>> START Dataset extract

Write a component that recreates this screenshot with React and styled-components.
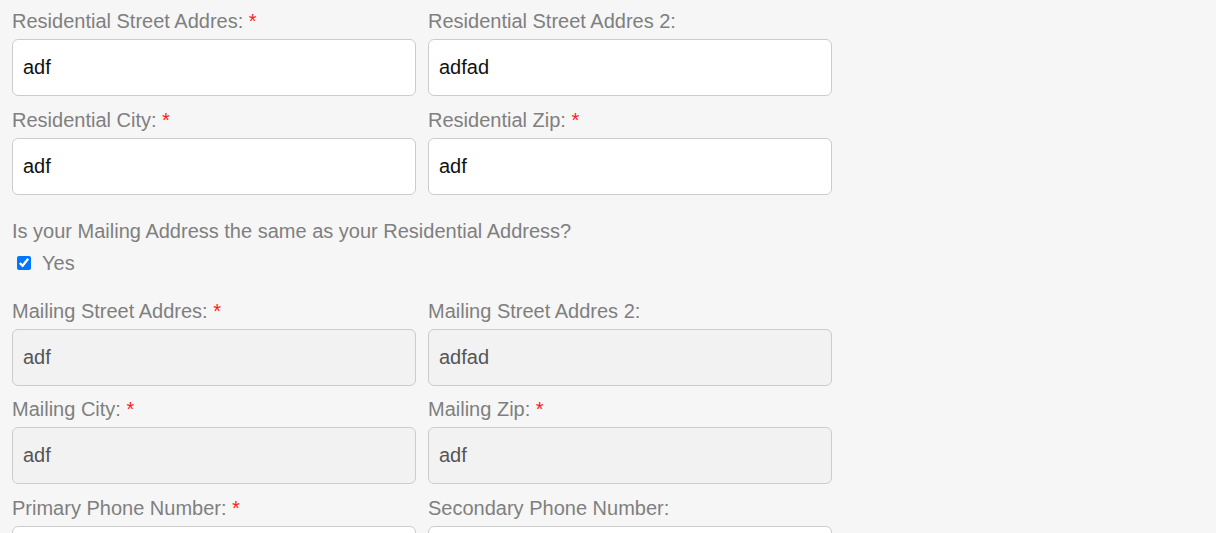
import styled, { createGlobalStyle } from "styled-components";

const GlobalStyle = createGlobalStyle`
    html, body {
        margin: 0;
        padding: 0;
        background: #f6f6f6;
        font-family: "Liberation Sans", Arial, sans-serif;
    }
`

const residential = [
    { label: 'Residential Street Addres:', value: 'adf', required: true },
    { label: 'Residential Street Addres 2:', value: 'adfad' },
    { label: 'Residential City:', value: 'adf', required: true },
    { label: 'Residential Zip:', value: 'adf', required: true },
]

const mailing = [
    { label: 'Mailing Street Addres:', value: 'adf', required: true },
    { label: 'Mailing Street Addres 2:', value: 'adfad' },
    { label: 'Mailing City:', value: 'adf', required: true },
    { label: 'Mailing Zip:', value: 'adf', required: true },
]

const phones = [
    { label: 'Primary Phone Number:', value: '', required: true },
    { label: 'Secondary Phone Number:', value: '' },
]

const Field = ({ label, value, required, locked }) => (
    <Group>
        <Label>
            {label}{required && <Star> *</Star>}
        </Label>
        <Input value={value} readOnly disabled={locked} />
    </Group>
)

const App = () => {
    return (
        <Page>
            <GlobalStyle />
            <Grid>
                {residential.map(f => <Field key={f.label} {...f} />)}
            </Grid>
            <Question>
                <p>Is your Mailing Address the same as your Residential Address?</p>
                <Check>
                    <input type="checkbox" checked readOnly />
                    Yes
                </Check>
            </Question>
            <Grid>
                {mailing.map(f => <Field key={f.label} {...f} locked />)}
                {phones.map(f => <Field key={f.label} {...f} />)}
            </Grid>
        </Page>
    );
}

const Page = styled.div`
    padding: 10px 12px 0;
    width: 820px;
    height: 523px;
    overflow: hidden;
`
const Grid = styled.div`
    display: grid;
    grid-template-columns: 404px 404px;
    column-gap: 12px;
`
const Group = styled.div`
    display: flex;
    flex-direction: column;
    margin-bottom: 12.5px;
`
const Label = styled.label`
    font-size: 20px;
    line-height: 23px;
    color: #7f7f7f;
    margin-bottom: 6px;
`
const Star = styled.span`
    color: #ff1a1a;
`
const Input = styled.input`
    box-sizing: border-box;
    width: 100%;
    height: 57px;
    padding: 0 10px;
    border: 1px solid #cccccc;
    border-radius: 6px;
    background: #ffffff;
    font-family: "Liberation Sans", Arial, sans-serif;
    font-size: 20px;
    color: #111111;
    outline: none;
    &:disabled{
        background: #f2f2f2;
        color: #555555;
        opacity: 1;
    }
`
const Question = styled.div`
    padding: 12.5px 0 25px;
    p{
        margin: 0;
        font-size: 20px;
        line-height: 23px;
        color: #7f7f7f;
    }
`
const Check = styled.label`
    display: flex;
    align-items: center;
    gap: 11px;
    margin-top: 9px;
    font-size: 20px;
    line-height: 23px;
    color: #7f7f7f;
    input{
        width: 14px;
        height: 14px;
        margin: 0 0 0 5px;
        accent-color: #0075ff;
    }
`

export default App;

>> END Dataset extract

** What the exercise asks **
Retype everything in the material word for word, minus pictures.

** Completed task **
Write a component that recreates this screenshot with React and styled-components.
import styled, { createGlobalStyle } from "styled-components";

const GlobalStyle = createGlobalStyle`
    html, body {
        margin: 0;
        padding: 0;
        background: #f6f6f6;
        font-family: "Liberation Sans", Arial, sans-serif;
    }
`

const residential = [
    { label: 'Residential Street Addres:', value: 'adf', required: true },
    { label: 'Residential Street Addres 2:', value: 'adfad' },
    { label: 'Residential City:', value: 'adf', required: true },
    { label: 'Residential Zip:', value: 'adf', required: true },
]

const mailing = [
    { label: 'Mailing Street Addres:', value: 'adf', required: true },
    { label: 'Mailing Street Addres 2:', value: 'adfad' },
    { label: 'Mailing City:', value: 'adf', required: true },
    { label: 'Mailing Zip:', value: 'adf', required: true },
]

const phones = [
    { label: 'Primary Phone Number:', value: '', required: true },
    { label: 'Secondary Phone Number:', value: '' },
]

const Field = ({ label, value, required, locked }) => (
    <Group>
        <Label>
            {label}{required && <Star> *</Star>}
        </Label>
        <Input value={value} readOnly disabled={locked} />
    </Group>
)

const App = () => {
    return (
        <Page>
            <GlobalStyle />
            <Grid>
                {residential.map(f => <Field key={f.label} {...f} />)}
            </Grid>
            <Question>
                <p>Is your Mailing Address the same as your Residential Address?</p>
                <Check>
                    <input type="checkbox" checked readOnly />
                    Yes
                </Check>
            </Question>
            <Grid>
                {mailing.map(f => <Field key={f.label} {...f} locked />)}
                {phones.map(f => <Field key={f.label} {...f} />)}
            </Grid>
        </Page>
    );
}

const Page = styled.div`
    padding: 10px 12px 0;
    width: 820px;
    height: 523px;
    overflow: hidden;
`
const Grid = styled.div`
    display: grid;
    grid-template-columns: 404px 404px;
    column-gap: 12px;
`
const Group = styled.div`
    display: flex;
    flex-direction: column;
    margin-bottom: 12.5px;
`
const Label = styled.label`
    font-size: 20px;
    line-height: 23px;
    color: #7f7f7f;
    margin-bottom: 6px;
`
const Star = styled.span`
    color: #ff1a1a;
`
const Input = styled.input`
    box-sizing: border-box;
    width: 100%;
    height: 57px;
    padding: 0 10px;
    border: 1px solid #cccccc;
    border-radius: 6px;
    background: #ffffff;
    font-family: "Liberation Sans", Arial, sans-serif;
    font-size: 20px;
    color: #111111;
    outline: none;
    &:disabled{
        background: #f2f2f2;
        color: #555555;
        opacity: 1;
    }
`
const Question = styled.div`
    padding: 12.5px 0 25px;
    p{
        margin: 0;
        font-size: 20px;
        line-height: 23px;
        color: #7f7f7f;
    }
`
const Check = styled.label`
    display: flex;
    align-items: center;
    gap: 11px;
    margin-top: 9px;
    font-size: 20px;
    line-height: 23px;
    color: #7f7f7f;
    input{
        width: 14px;
        height: 14px;
        margin: 0 0 0 5px;
        accent-color: #0075ff;
    }
`

export default App;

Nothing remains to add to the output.